In this article by, Raja Malleswara Rao Pattamsetti, the author of the book Distributed Computing in Java 9, the author is going to look into the processing capabilities for organizational applications are more than a chronological computer configuration that can be addressed to an extent by increasing the processor capacity and other resource allocation. While this can alleviate the performance for a while, the future computational requirements are restricted for adding more powerful computational processors and cost incurred in producing such powerful systems. Also, there is a need to produce efficient algorithms and practices to produce the best result out of it. A practical and economic substitute for these single high-power computers is to establish multiple low-power capacity processors that work collectively and organize their processing capabilities, which results in a powerful system, that is, parallel computers that permit the processing activities to be distributed among multiple low-capacity computers and together obtain the best expected result.  

In this article, we will cover the following topics:

  • Era of Computing
  • Commanding Parallel System Architectures
  • MPP: Massively Parallel Processors
  • SMP: Symmetric Multiprocessors
  • CC-NUMA: Cache Coherent Nonuniform Memory Access
  • Distributed Systems
  • Clusters
  • Java support for High-Performance Computing

(For more resources related to this topic, see here.)

Era of Computing

The technological developments are rapid in the industry of computing with the help of advancements in system software and hardware. The hardware advancements are around the processor advancements and their making techniques, and high-performance processors are getting generated in amazingly low cost. The hardware advancements are further boosted by the high-bandwidth and low-latency network systems. Very Large Scale Integration (VLSI) as a concept brought several phenomenal advancements in producing commanding chronological and parallel processing computers. Simultaneously, the System Software advancements have improved the ability of operating system, advanced software programming development techniques. It was observed as two commanding computing eras, namely Sequential and Parallel Era of Computing. The following diagram shows the advancements in both the Era of Computing from last few decades to the forecast for next two decades:

Distributed Computing in Java 9 

In each of these era, it is observed that the hardware architecture growth is trailed by the system software advancements, which mean that as there was more powerful hardware evolved, correspondingly advanced software programs and operating system capacities doubled its strength. As the applications and problem solving environments are added to this with the advent of parallel computing, mini to microprocessor development, clustered computers.

Let’s now review some of the commanding parallel system architectures from the last few years.

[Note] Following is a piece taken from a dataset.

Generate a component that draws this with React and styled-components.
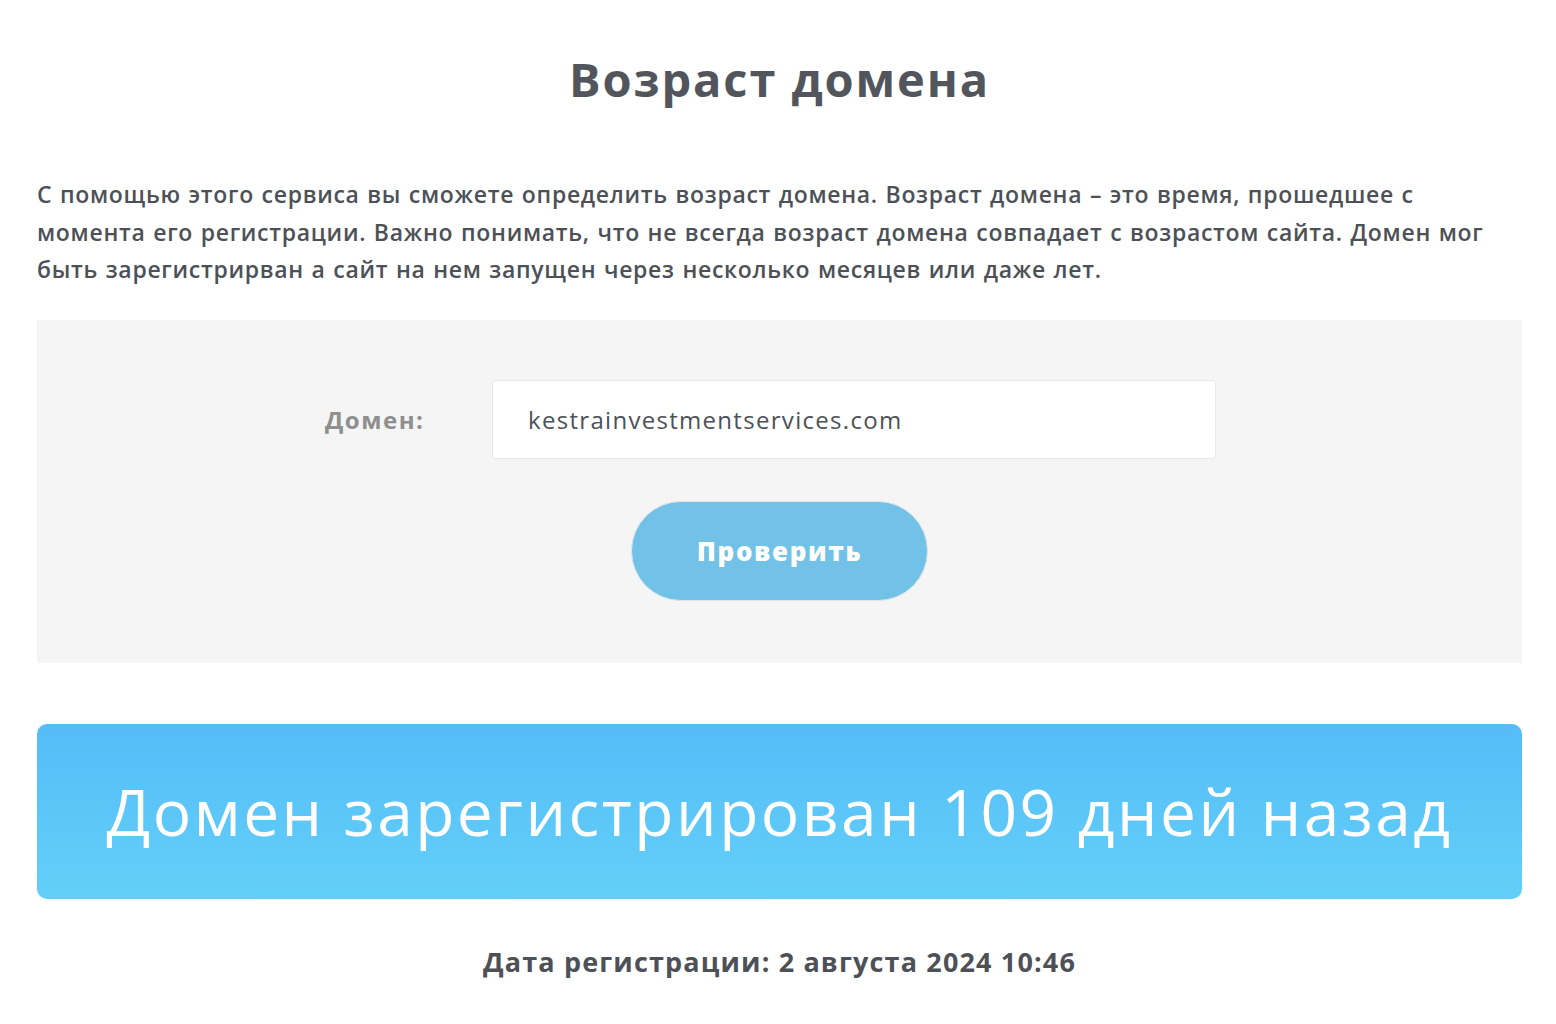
import styled, { createGlobalStyle } from "styled-components";

const Global = createGlobalStyle`
  body {
    margin: 0;
    background: #fff;
    font-family: "Open Sans", "Noto Sans", sans-serif;
    color: #4d5157;
  }
`

const Page = styled.div`
  width: 1485px;
  margin-left: 37px;
  padding-top: 51px;
`

const Title = styled.h1`
  margin: 0;
  text-align: center;
  font-size: 47px;
  font-weight: 700;
  line-height: 56px;
  color: #52565c;
  letter-spacing: 1.9px;
`

const Intro = styled.p`
  margin: 69px 0 0;
  font-size: 23px;
  font-weight: 600;
  line-height: 37.5px;
  color: #4d5157;
  letter-spacing: 0.7px;
  word-spacing: 1px;
  white-space: nowrap;
`

const FormBox = styled.div`
  margin-top: 31px;
  background: #f4f5f4;
  height: 343px;
  box-sizing: border-box;
  padding-top: 60px;
  display: flex;
  flex-direction: column;
  align-items: center;
`

const FieldRow = styled.div`
  display: flex;
  align-items: center;
  width: 891px;
  margin-left: -18px;
`

const Label = styled.label`
  width: 167px;
  font-size: 24px;
  font-weight: 700;
  color: #8e8f8f;
  letter-spacing: 1.5px;
`

const Input = styled.div`
  flex: 1;
  height: 79px;
  box-sizing: border-box;
  background: #fff;
  border: 1px solid #e6e7e7;
  border-radius: 3px;
  padding-left: 35px;
  display: flex;
  align-items: center;
  font-size: 24px;
  font-weight: 500;
  color: #4d5157;
  letter-spacing: 1.3px;
`

const Button = styled.button`
  margin-top: 42px;
  width: 297px;
  height: 100px;
  border-radius: 50px;
  border: 1px solid #dde6ea;
  background: #72c1e6;
  color: #fff;
  font-family: "Open Sans", sans-serif;
  font-size: 26px;
  font-weight: 800;
  letter-spacing: 1.6px;
`

const Banner = styled.div`
  margin-top: 61px;
  height: 175px;
  border-radius: 10px;
  background: linear-gradient(180deg, #55bcf8 0%, #63d0f8 100%);
  display: flex;
  align-items: center;
  justify-content: center;
  color: #fff;
  font-size: 64px;
  font-weight: 400;
  letter-spacing: 2.5px;
`

const DateLine = styled.div`
  margin-top: 44px;
  text-align: center;
  font-size: 27px;
  font-weight: 700;
  color: #4d5157;
  letter-spacing: 1.15px;
`

export default function App() {
  return (
    <>
      <Global />
      <Page>
        <Title>Возраст домена</Title>
        <Intro>
          С помощью этого сервиса вы сможете определить возраст домена. Возраст домена – это время, прошедшее с<br />
          моментa его регистрации. Важно понимать, что не всегда возраст домена совпадает с возрастом сайта. Домен мог<br />
          быть зарегистрирван а сайт на нем запущен через несколько месяцев или даже лет.
        </Intro>
        <FormBox>
          <FieldRow>
            <Label>Домен:</Label>
            <Input>kestrainvestmentservices.com</Input>
          </FieldRow>
          <Button>Проверить</Button>
        </FormBox>
        <Banner>Домен зарегистрирован 109 дней назад</Banner>
        <DateLine>Дата регистрации: 2 августа 2024 10:46</DateLine>
      </Page>
    </>
  )
}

Commanding parallel system architectures

From the last few years, multiple varieties of computing models provisioning great processing performance have developed. They are classified depending on the memory allocated to their processors and their alignment are designed. Some of the important parallel systems are as follows:

  • MPP: Massively Parallel Processors
  • SMP: Symmetric Multiprocessors
  • CC-NUMA: Cache Coherent Nonuniform Memory Access
  • Distributed Systems
  • Clusters

Let’s now understand a little more detail about each of these system architectures and review some of their important performance characteristics.

Massively Parallel Processors (MPP)

Massively Parallel Processors (MPP), as the name advises, are a huge parallel processing system developed in no sharing architecture. Such systems usually contain large number of processing nodes that are integrated with a high-speed interconnected network switch. Node is nothing but an element of computer with diverse hardware component combination, usually containing a memory unit and more than on processor. Some of the purpose nodes are designed to have backup disks or additional storage capacity.
The following diagram represents the massively parallel processors architecture:

Distributed Computing in Java 9
 

Symmetric Multiprocessors (SMP)

Symmetric Multiprocessors (SMP), as the name advises, contain a set of limited number of processors ranging from 2 to 64 processors and share most of the resources among those processors. One instance of the operating system will be operating together on all these connected processors while they commonly share the I/O, memory, and the network bus. Based on the nature of similar set of processors connected and acting together as on operating system is the essential behavior of symmetric multiprocessors.
The following diagram depicts the symmetric multiprocessors representation:

Distributed Computing in Java 9

Cache Coherent Nonuniform Memory Access (CC-NUMA)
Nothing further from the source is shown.